Now Ork Boyz... that's another story.:mrgreen:


----------



## Imperial Dragon (Dec 22, 2007)

fire warriors have a save of 4+.

it deponds on fire warriors guns have a better range then SM so if they say started 30 away the fire warriors would be in range so they might be able to get off more shots.


----------



## warmster4 (Mar 9, 2008)

Thanks guys


----------



## Vanchet (Feb 28, 2008)

In a shooting term the Tau would lose solely due to the Tau's bs and the Marine's power armour (but it would be close)
If it's in close combat it would be a nightmare for the Tau.


----------



## jakkie (Dec 21, 2007)

in CC Marines wuld win hands down.
in shooting, the Marines hav ethe advantage, but iv learnt never to trust the dice gods.


----------



## The Wraithlord (Jan 1, 2007)

Im h2h an old man with a broken walker and a stick would put a beatdown on the Tau without breaking a sweat.


----------



## Culler (Dec 27, 2007)

Actually, tau have a decent shot at winning from range assuming both sides start at least 36" out because tau outrange the SM. They get a round of shooting at the marines in the 25-30" range and another round of unanswered shooting when the SM finally move into their bolter's max range (since bolters are rapid fire weapons and only fire 24").

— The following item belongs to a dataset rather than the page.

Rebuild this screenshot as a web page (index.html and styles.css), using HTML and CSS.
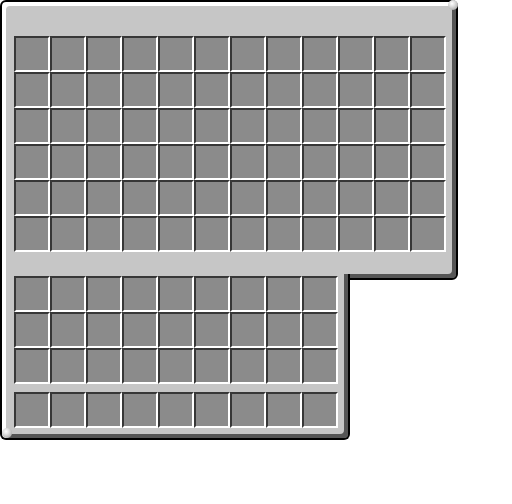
FILE: index.html
```html
<!DOCTYPE html>
<html>
<head>
<meta charset="utf-8">
<link rel="stylesheet" href="styles.css">
</head>
<body>
<div class="gui">
  <div class="panel top">
    <div class="grid grid12">
      <div class="slot"></div><div class="slot"></div><div class="slot"></div><div class="slot"></div><div class="slot"></div><div class="slot"></div><div class="slot"></div><div class="slot"></div><div class="slot"></div><div class="slot"></div><div class="slot"></div><div class="slot"></div>
      <div class="slot"></div><div class="slot"></div><div class="slot"></div><div class="slot"></div><div class="slot"></div><div class="slot"></div><div class="slot"></div><div class="slot"></div><div class="slot"></div><div class="slot"></div><div class="slot"></div><div class="slot"></div>
      <div class="slot"></div><div class="slot"></div><div class="slot"></div><div class="slot"></div><div class="slot"></div><div class="slot"></div><div class="slot"></div><div class="slot"></div><div class="slot"></div><div class="slot"></div><div class="slot"></div><div class="slot"></div>
      <div class="slot"></div><div class="slot"></div><div class="slot"></div><div class="slot"></div><div class="slot"></div><div class="slot"></div><div class="slot"></div><div class="slot"></div><div class="slot"></div><div class="slot"></div><div class="slot"></div><div class="slot"></div>
      <div class="slot"></div><div class="slot"></div><div class="slot"></div><div class="slot"></div><div class="slot"></div><div class="slot"></div><div class="slot"></div><div class="slot"></div><div class="slot"></div><div class="slot"></div><div class="slot"></div><div class="slot"></div>
      <div class="slot"></div><div class="slot"></div><div class="slot"></div><div class="slot"></div><div class="slot"></div><div class="slot"></div><div class="slot"></div><div class="slot"></div><div class="slot"></div><div class="slot"></div><div class="slot"></div><div class="slot"></div>
    </div>
  </div>
  <div class="panel bottom">
    <div class="grid grid9">
      <div class="slot"></div><div class="slot"></div><div class="slot"></div><div class="slot"></div><div class="slot"></div><div class="slot"></div><div class="slot"></div><div class="slot"></div><div class="slot"></div>
      <div class="slot"></div><div class="slot"></div><div class="slot"></div><div class="slot"></div><div class="slot"></div><div class="slot"></div><div class="slot"></div><div class="slot"></div><div class="slot"></div>
      <div class="slot"></div><div class="slot"></div><div class="slot"></div><div class="slot"></div><div class="slot"></div><div class="slot"></div><div class="slot"></div><div class="slot"></div><div class="slot"></div>
    </div>
    <div class="grid grid9 hotbar">
      <div class="slot"></div><div class="slot"></div><div class="slot"></div><div class="slot"></div><div class="slot"></div><div class="slot"></div><div class="slot"></div><div class="slot"></div><div class="slot"></div>
    </div>
  </div>
</div>
</body>
</html>
```

FILE: styles.css
```css
html, body {
  margin: 0;
  padding: 0;
  background: #ffffff;
}

.gui {
  display: flex;
  flex-direction: column;
  align-items: flex-start;
}

.panel {
  box-sizing: border-box;
  background: #c6c6c6;
  border: 2px solid #000;
  position: relative;
}

.top {
  width: 458px;
  height: 280px;
  padding: 34px 10px 26px 12px;
  border-radius: 6px 6px 6px 0;
  box-shadow: inset 4px 4px 0 #ffffff, inset -4px -4px 0 #555555;
}

.top::after {
  content: "";
  position: absolute;
  top: -2px;
  right: -2px;
  width: 10px;
  height: 10px;
  border-radius: 50%;
  background: radial-gradient(circle at 40% 35%, #ffffff 0%, #e2e2e2 30%, #b4b4b4 70%, #8a8a8a 100%);
}

.bottom {
  width: 350px;
  margin-top: -6px;
  padding: 2px 10px 10px 12px;
  border-top: 0;
  border-radius: 0 0 6px 6px;
  box-shadow: inset 4px 0 0 #ffffff, inset -4px -4px 0 #555555;
}

.bottom::after {
  content: "";
  position: absolute;
  left: 0;
  bottom: 0;
  width: 10px;
  height: 10px;
  border-radius: 50%;
  background: radial-gradient(circle at 40% 35%, #ffffff 0%, #e2e2e2 30%, #b4b4b4 70%, #8a8a8a 100%);
}

.grid {
  display: grid;
}

.grid12 {
  grid-template-columns: repeat(12, 36px);
  grid-auto-rows: 36px;
}

.grid9 {
  grid-template-columns: repeat(9, 36px);
  grid-auto-rows: 36px;
}

.hotbar {
  margin-top: 8px;
}

.slot {
  box-sizing: border-box;
  width: 36px;
  height: 36px;
  background: #8b8b8b;
  border-style: solid;
  border-width: 2px;
  border-color: #373737 #ffffff #ffffff #373737;
}
```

I don't care to do the math but it would be decently close though the SM would probably win.

However, if you put equivalent points of marines and fire warriors together (6 marines vs 9 fire warriors) the fire warriors win on average at range.


----------



## Lord Sinkoran (Dec 23, 2006)

I say marines. They are superior at shooting and combat.


----------



## foulacy (Nov 24, 2007)

Luck, it plays a part in everything. No one could really say for certain could they. I mean effectively whoever shot first has a chance of killing everyone straight away. Space marines are certainly stronger though. I think fire warriors do get saves from bolters but its been that long since i played them i cant think.


----------



## Bogg (Mar 2, 2008)

Bolter = ap 5 vs TAU armor save 4+, they get the save :victory:


----------



## The Son of Horus (Dec 30, 2006)

It's time for MATH-HAMMER!

Fire Warriors fire 20 shots at 10 Space Marines, hitting 10 times (50% with BS3). They wound 66.66% of the time (S5 vs. T4), meaning 6.6 wound (so we'll call it 7.) The Space Marines fail their armour save 33.33% of the time, meaning 2.3 (we'll call it 2) fail. So in a given round of shooting, you should lose approximately two Space Marines to pulse rifle fire.

Space Marines fire 20 bolter shots at 10 Fire Warriors, hitting 13.2 (13) times. They wound 66.66% of the time (S4 vs T3), meaning that 8.58 (9) wound. Fire Warriors fail their armour save 50% of the time, meaning that 4.5 (5) Fire Warriors will fall to a given volley of bolter fire. 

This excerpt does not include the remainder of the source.